Coming down was easy enough though I developed an uneasy worry that a slip might set off a rockfall down onto my waiting family. This was not based in reality, as there was almost no chance of that actually happening. It prompted me to take it carefully which, in places like this, never hurts.
I discovered Yon happily chatting to a couple of young Israeli guys who’d stopped on their own way down (they’d passed us earlier and told us about the summit conditions). After I arrived, we chatted a bit. They left, and we had a little relax on the mountainside before the walk down.
Back at Base Camp
Little W woke up along the way back into base camp. We still had some time to play there, and now it was her turn for some fun. We ate a late lunch (we’d left that in the yurt with Bota’s scientist friends) and then it was camel time and play in the stream time. In the beautiful sun, and with none of the wind we’d endured higher up, it was a glorious afternoon.

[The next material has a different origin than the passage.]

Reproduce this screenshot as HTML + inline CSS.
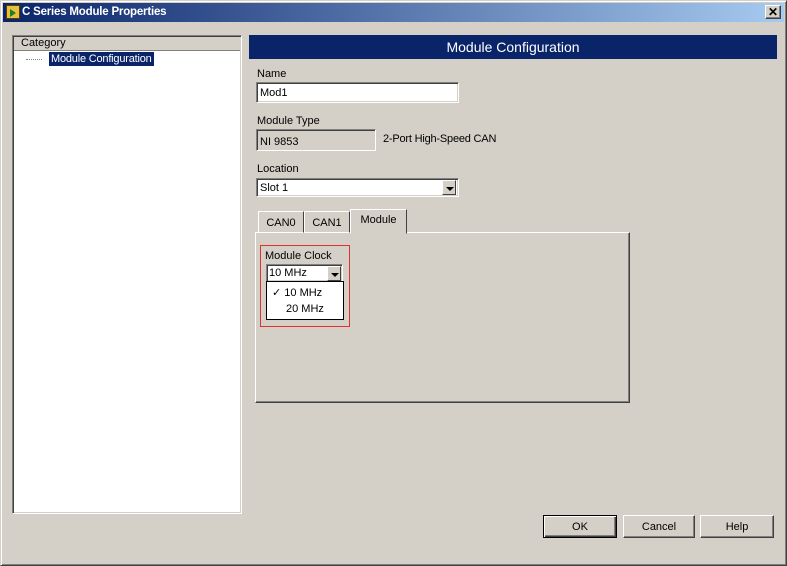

With just an hour of sun left, we walked back up to our own camp for dinner.
The Walk Out
We woke not to the glorious sun we’d quickly come to expect but to a dusting of snow and a real chill in the air. Wrapping ourselves and our kid in the warmest gear we had, we polished off a quick breakfast, packed, and left. Oko had arrived in the Landcruiser and he showed great care and skill in driving us out on the boggy terrain. Further downhill, the snow stopped falling so we bailed out and walked the rest of the way. By some lovely miracle, our daughter had fallen asleep so we left her in the car.
And then we moved on. Back at the ranger station, we bundled into the Landcruiser, and headed into the mountains.